No podemos pasar por esta lectura sin señalar la tremenda singularidad de la poesía de Diana Bellessi: auténtica, bella, comprometida. Ha construido un decir estético poniendo en el centro al paisaje natural y social, donde los ríos y los pájaros sirven para mirar el viaje de la humanidad, su preocupación por el pasado personal y colectivo, la memoria de los ancestros y la construcción de una identidad poética que se aleja de los grandes relatos históricos para centrarse en lo íntimo, y desde lo íntimo elevarse para contarnos. TRansmite toda su poesía una sensación de descoloque frente a la mirada normalizada y la búsqueda de un nuevo decir, íntimo, delicado pero también colectivo.
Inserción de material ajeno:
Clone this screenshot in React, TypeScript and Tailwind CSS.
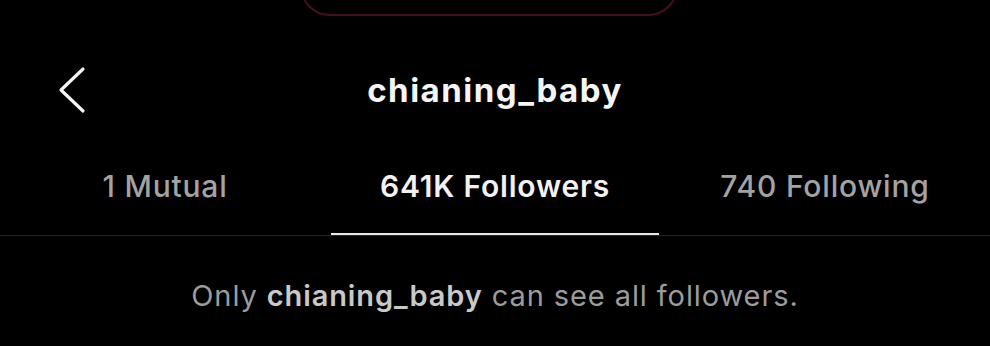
import { FunctionComponent } from 'react';

type Tab = {
    label: string;
    active?: boolean;
};

const tabs: Tab[] = [
    { label: '1 Mutual' },
    { label: '641K Followers', active: true },
    { label: '740 Following' },
];

const BackIcon: FunctionComponent = () => (
    <svg width="30" height="48" viewBox="0 0 30 48" fill="none">
        <path
            d="M27 3 L5 24 L27 45"
            stroke="#f5f5f5"
            strokeWidth="3.2"
            strokeLinecap="round"
            strokeLinejoin="round"
        />
    </svg>
);

const App: FunctionComponent = () => {
    return (
        <div
            className="h-[346px] w-[990px] overflow-hidden bg-black"
            style={{ fontFamily: 'Inter, "Noto Sans", sans-serif' }}
        >
            {/* cropped button from the screen above */}
            <div className="flex h-[16px] items-end justify-center overflow-hidden">
                <div className="mr-[12px] h-[60px] w-[378px] shrink-0 rounded-[40px] border-2 border-[#44101c]" />
            </div>

            <div className="mt-[50px] grid h-[40px] grid-cols-[1fr_auto_1fr] items-center">
                <div className="flex items-center pl-[56px]">
                    <BackIcon />
                </div>
                <h1 className="text-[33px] font-bold leading-[40px] tracking-[1.5px] text-[#f5f5f5]">
                    chianing_baby
                </h1>
                <div />
            </div>

            <div className="mt-[62px] flex border-b border-[#232323]">
                {tabs.map((tab) => (
                    <div
                        key={tab.label}
                        className="flex flex-1 flex-col items-center"
                    >
                        <span
                            className={
                                tab.active
                                    ? 'text-[30px] font-semibold leading-[36px] tracking-[0.8px] text-[#f2f2f2]'
                                    : 'text-[30px] font-medium leading-[36px] tracking-[0.8px] text-[#a3a3a3]'
                            }
                        >
                            {tab.label}
                        </span>
                        <div
                            className={
                                tab.active
                                    ? 'mt-[29px] h-[2px] w-[328px] bg-[#e8e8e8]'
                                    : 'mt-[29px] h-[2px] w-[328px]'
                            }
                        />
                    </div>
                ))}
            </div>

            <p className="mt-[43px] text-center text-[29px] leading-[34px] tracking-[0.9px] text-[#9c9c9c]">
                Only{' '}
                <span className="font-semibold text-[#c9c9c9]">
                    chianing_baby
                </span>{' '}
                can see all followers.
            </p>
        </div>
    );
};

export default App;
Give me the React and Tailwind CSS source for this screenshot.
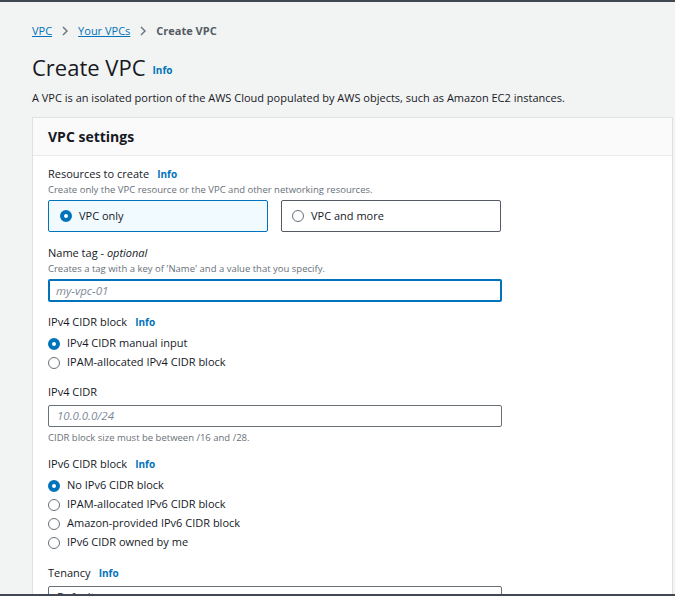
import React from "react";

const F = { fontFamily: '"Open Sans", "Noto Sans", Arial, sans-serif' };

function Radio({ checked }) {
  return checked ? (
    <span className="w-[12px] h-[12px] rounded-full border-[4px] border-[#0073bb] bg-white shrink-0 box-border" />
  ) : (
    <span className="w-[12px] h-[12px] rounded-full border border-[#687078] bg-white shrink-0 box-border" />
  );
}

function Option({ checked, children }) {
  return (
    <div className="flex items-center gap-[7px] h-[19px] text-[11px] text-[#16191f]">
      <Radio checked={checked} />
      <span>{children}</span>
    </div>
  );
}

function Label({ children, info }) {
  return (
    <div className="h-[16px] leading-[16px] text-[11px] text-[#16191f] flex items-center">
      <span>{children}</span>
      {info && <span className="ml-[8px] text-[10px] font-bold text-[#0073bb]">Info</span>}
    </div>
  );
}

function Desc({ children }) {
  return <div className="h-[14px] leading-[15px] text-[9.5px] text-[#687078]">{children}</div>;
}

export default function App() {
  return (
    <div style={F} className="w-[675px] h-[596px] overflow-hidden bg-[#f2f3f3] border-t-2 border-b-2 border-[#414750] box-border">
      <div className="pl-[32px] pt-[21px]">
        <div className="h-[16px] flex items-center text-[11px] leading-[16px]">
          <span className="text-[#0073bb] underline">VPC</span>
          <svg className="mx-[9px]" width="8" height="10" viewBox="0 0 8 10"><path d="M2 1l4 4-4 4" fill="none" stroke="#687078" strokeWidth="1.4" /></svg>
          <span className="text-[#0073bb] underline">Your VPCs</span>
          <svg className="mx-[9px]" width="8" height="10" viewBox="0 0 8 10"><path d="M2 1l4 4-4 4" fill="none" stroke="#687078" strokeWidth="1.4" /></svg>
          <span className="text-[#545b64] font-bold">Create VPC</span>
        </div>
        <div className="mt-[12px] h-[32px] flex items-center">
          <span className="text-[22px] text-[#16191f] leading-[32px]">Create VPC</span>
          <span className="ml-[7px] mt-[6px] text-[10px] font-bold text-[#0073bb]">Info</span>
        </div>
        <div className="mt-[7px] h-[16px] leading-[16px] text-[11px] text-[#16191f]">
          A VPC is an isolated portion of the AWS Cloud populated by AWS objects, such as Amazon EC2 instances.
        </div>
        <div className="mt-[11px] w-[641px] bg-white border border-[#e0e0e0] border-b-0">
          <div className="h-[38px] bg-[#fafafa] border-b border-[#eaeded] flex items-center px-[15px]">
            <span className="text-[14px] font-bold text-[#16191f] -mt-[1px]">VPC settings</span>
          </div>
          <div className="px-[15px] pt-[10px] pb-[20px]">
            <Label info>Resources to create</Label>
            <Desc>Create only the VPC resource or the VPC and other networking resources.</Desc>
            <div className="mt-[4px] flex gap-[13px]">
              <div className="w-[220px] h-[32px] border border-[#0073bb] bg-[#f1faff] rounded-[2px] flex items-center px-[11px] gap-[7px] text-[11px] text-[#16191f]">
                <Radio checked />
                <span>VPC only</span>
              </div>
              <div className="w-[220px] h-[32px] border border-[#545b64] rounded-[2px] flex items-center px-[10px] gap-[7px] text-[11px] text-[#16191f]">
                <Radio />
                <span>VPC and more</span>
              </div>
            </div>

            <div className="mt-[13px]">
              <Label>Name tag -&nbsp;<i>optional</i></Label>
              <Desc>Creates a tag with a key of 'Name' and a value that you specify.</Desc>
              <div className="mt-[4px] w-[454px] h-[23px] border-2 border-[#0073bb] rounded-[2px] flex items-center px-[6px] text-[11.5px] italic text-[#7d8998]">
                my-vpc-01
              </div>
            </div>

            <div className="mt-[12px]">
              <Label info>IPv4 CIDR block</Label>
              <div className="mt-[4px]">
                <Option checked>IPv4 CIDR manual input</Option>
                <Option>IPAM-allocated IPv4 CIDR block</Option>
              </div>
            </div>

            <div className="mt-[12px]">
              <Label>IPv4 CIDR</Label>
              <div className="mt-[5px] w-[454px] h-[22px] border border-[#687078] rounded-[2px] flex items-center px-[8px] text-[11.5px] italic text-[#7d8998]">
                10.0.0.0/24
              </div>
              <div className="mt-[3px]"><Desc>CIDR block size must be between /16 and /28.</Desc></div>
            </div>

            <div className="mt-[12px]">
              <Label info>IPv6 CIDR block</Label>
              <div className="mt-[4px]">
                <Option checked>No IPv6 CIDR block</Option>
                <Option>IPAM-allocated IPv6 CIDR block</Option>
                <Option>Amazon-provided IPv6 CIDR block</Option>
                <Option>IPv6 CIDR owned by me</Option>
              </div>
            </div>

            <div className="mt-[13px]">
              <Label info>Tenancy</Label>
              <div className="mt-[5px] w-[454px] h-[22px] border border-[#687078] rounded-[2px] flex items-center justify-between px-[8px] text-[11px] text-[#16191f]">
                <span>Default</span>
                <svg width="10" height="6" viewBox="0 0 10 6"><path d="M0 0h10L5 6z" fill="#545b64" /></svg>
              </div>
            </div>
          </div>
        </div>
      </div>
    </div>
  );
}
En el jardín, que se construye con las manos también hay muerte, porque «hay muerte en la cadena de las causas». Y parte del trabajo de esa mirada es saber ver lo que esconde la belleza, que siempre es pérdida. Este libro es una bella alternativa para conocer la fuerza que la tradición oral y literaria ha operado sobre su obra. Una manera de descubrir (o de volver a acercarse) a una poeta conmovida por el lenguaje pero interesada únicamente en las palabras que hunden sus raíces en la tierra. Una poeta magistral que entendió que «escribir más/ y más de lo mismo es/ otorgar consistencia/ al jardín».

Aquello que le escribió Anne Sexton a Linda Gray. «Escribí siendo infeliz pero he vivido a tope». Se me ocurre que desde ese lugar se escriben algunos de estos libros, asumiendo la infelicidad, que es lo mismo que decir: ambicionar siempre algo distinto, nuevo. Sólo desde ahí se puede construir un nuevo lenguaje, una mirada sobre el mundo que pueda transformarlo. Diseñar un jardín, con el cuerpo y en el cuerpo, y trazar posibles preguntas para explicar la existencia. Y siempre vivir. Vivir a tope. Se me ocurre que es la invitación que nos ofrecen todos estos poemas.